■ DATA
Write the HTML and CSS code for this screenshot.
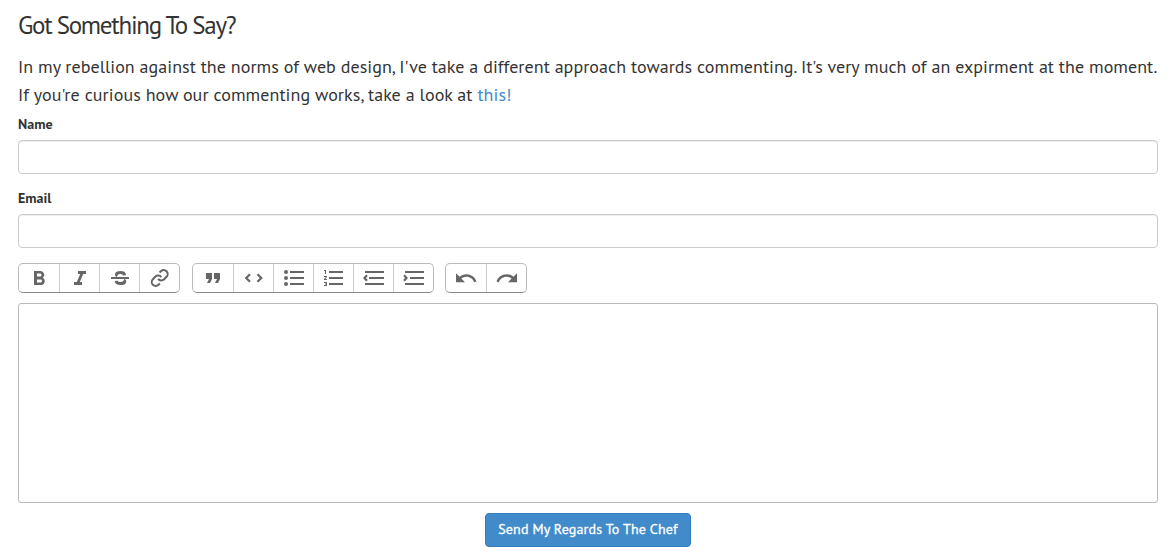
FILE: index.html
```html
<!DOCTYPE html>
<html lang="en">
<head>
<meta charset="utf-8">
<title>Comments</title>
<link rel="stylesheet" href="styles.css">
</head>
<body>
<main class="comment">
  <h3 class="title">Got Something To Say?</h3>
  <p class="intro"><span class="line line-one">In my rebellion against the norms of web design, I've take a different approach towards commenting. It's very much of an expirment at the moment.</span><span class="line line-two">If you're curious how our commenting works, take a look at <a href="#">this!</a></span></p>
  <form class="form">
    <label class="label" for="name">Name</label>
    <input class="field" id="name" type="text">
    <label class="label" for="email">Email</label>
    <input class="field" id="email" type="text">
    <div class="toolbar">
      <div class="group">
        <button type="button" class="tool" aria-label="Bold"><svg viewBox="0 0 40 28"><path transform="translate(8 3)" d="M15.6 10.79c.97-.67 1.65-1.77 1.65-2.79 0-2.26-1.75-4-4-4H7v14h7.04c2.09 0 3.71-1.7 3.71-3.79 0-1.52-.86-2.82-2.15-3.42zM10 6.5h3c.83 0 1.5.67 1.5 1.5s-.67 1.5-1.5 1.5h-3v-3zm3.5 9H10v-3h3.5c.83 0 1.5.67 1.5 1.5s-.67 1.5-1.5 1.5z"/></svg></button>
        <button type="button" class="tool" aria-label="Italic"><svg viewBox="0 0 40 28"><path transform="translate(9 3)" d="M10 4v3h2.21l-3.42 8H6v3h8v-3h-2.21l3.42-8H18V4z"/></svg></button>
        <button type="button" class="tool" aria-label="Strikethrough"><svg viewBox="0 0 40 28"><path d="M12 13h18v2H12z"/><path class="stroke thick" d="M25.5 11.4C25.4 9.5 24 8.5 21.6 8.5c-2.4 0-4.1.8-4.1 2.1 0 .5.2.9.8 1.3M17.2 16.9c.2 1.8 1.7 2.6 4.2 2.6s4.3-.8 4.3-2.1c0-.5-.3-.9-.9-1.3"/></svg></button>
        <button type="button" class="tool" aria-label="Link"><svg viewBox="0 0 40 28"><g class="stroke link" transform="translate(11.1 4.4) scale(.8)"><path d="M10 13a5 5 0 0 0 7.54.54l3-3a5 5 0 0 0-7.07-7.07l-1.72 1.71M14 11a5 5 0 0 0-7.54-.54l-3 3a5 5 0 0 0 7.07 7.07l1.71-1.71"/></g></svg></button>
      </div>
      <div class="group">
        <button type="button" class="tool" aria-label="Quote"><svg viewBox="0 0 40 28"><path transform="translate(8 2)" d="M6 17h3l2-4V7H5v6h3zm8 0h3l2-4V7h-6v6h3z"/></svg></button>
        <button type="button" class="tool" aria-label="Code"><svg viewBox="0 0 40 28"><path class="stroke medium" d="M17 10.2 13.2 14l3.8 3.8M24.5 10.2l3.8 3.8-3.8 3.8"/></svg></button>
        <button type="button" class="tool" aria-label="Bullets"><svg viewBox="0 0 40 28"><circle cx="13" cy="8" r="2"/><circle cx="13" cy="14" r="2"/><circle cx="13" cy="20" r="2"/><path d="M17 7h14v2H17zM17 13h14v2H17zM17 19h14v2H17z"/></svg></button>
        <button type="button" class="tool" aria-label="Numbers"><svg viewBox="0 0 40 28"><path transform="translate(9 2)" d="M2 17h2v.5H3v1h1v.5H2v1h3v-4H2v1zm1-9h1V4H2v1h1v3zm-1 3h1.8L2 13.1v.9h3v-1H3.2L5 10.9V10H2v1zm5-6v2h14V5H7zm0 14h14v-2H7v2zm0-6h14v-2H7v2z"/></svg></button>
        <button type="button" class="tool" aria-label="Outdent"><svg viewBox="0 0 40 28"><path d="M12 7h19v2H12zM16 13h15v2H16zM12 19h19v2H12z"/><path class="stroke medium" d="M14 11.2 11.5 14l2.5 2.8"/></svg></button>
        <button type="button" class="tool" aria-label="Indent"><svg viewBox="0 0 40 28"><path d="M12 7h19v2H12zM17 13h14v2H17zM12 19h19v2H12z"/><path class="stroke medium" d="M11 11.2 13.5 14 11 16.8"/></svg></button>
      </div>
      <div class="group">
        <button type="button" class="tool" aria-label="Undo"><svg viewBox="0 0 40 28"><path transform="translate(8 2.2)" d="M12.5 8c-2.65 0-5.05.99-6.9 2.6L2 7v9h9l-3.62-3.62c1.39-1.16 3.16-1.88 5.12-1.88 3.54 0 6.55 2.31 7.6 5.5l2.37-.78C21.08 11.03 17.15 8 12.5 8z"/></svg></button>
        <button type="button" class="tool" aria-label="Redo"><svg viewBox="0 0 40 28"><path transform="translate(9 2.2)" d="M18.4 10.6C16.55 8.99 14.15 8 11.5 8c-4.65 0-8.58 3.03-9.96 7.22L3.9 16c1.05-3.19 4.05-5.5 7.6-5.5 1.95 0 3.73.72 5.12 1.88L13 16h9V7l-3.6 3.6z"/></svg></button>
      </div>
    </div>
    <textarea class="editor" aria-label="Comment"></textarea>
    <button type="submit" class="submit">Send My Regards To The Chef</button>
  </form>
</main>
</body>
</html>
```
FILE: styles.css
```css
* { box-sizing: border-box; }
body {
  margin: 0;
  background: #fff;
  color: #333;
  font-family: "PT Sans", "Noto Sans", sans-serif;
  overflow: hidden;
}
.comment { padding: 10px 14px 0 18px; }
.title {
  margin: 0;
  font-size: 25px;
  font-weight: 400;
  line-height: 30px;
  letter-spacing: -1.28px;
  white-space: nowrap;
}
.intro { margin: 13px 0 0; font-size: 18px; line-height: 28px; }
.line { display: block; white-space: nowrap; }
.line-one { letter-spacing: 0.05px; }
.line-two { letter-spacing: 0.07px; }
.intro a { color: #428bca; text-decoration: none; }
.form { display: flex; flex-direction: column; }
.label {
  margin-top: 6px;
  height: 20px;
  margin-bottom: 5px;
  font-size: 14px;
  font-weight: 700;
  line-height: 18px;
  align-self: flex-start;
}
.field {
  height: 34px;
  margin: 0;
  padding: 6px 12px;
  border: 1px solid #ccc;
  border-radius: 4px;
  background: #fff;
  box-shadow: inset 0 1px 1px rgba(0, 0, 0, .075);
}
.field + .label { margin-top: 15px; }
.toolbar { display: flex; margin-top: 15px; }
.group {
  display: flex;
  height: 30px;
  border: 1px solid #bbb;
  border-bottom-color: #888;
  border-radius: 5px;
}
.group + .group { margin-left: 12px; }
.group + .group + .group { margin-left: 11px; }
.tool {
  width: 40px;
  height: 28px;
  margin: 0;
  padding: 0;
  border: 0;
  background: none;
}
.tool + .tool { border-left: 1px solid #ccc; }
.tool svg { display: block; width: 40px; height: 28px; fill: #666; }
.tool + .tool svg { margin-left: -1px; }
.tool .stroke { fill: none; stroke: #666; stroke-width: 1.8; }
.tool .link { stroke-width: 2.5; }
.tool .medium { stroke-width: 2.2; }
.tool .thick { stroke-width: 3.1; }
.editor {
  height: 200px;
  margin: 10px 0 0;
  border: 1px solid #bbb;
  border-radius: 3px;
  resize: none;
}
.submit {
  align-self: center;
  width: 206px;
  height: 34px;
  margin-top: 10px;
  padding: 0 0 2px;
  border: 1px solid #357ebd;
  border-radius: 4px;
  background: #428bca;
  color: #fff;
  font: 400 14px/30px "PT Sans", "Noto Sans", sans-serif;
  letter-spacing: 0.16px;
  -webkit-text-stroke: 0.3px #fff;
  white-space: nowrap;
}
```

■ EXERCISE OBJECTIVE
Copy each line of the listing that includes "this".

■ EXERCISE SOLUTION
Write the HTML and CSS code for this screenshot.
  <p class="intro"><span class="line line-one">In my rebellion against the norms of web design, I've take a different approach towards commenting. It's very much of an expirment at the moment.</span><span class="line line-two">If you're curious how our commenting works, take a look at <a href="#">this!</a></span></p>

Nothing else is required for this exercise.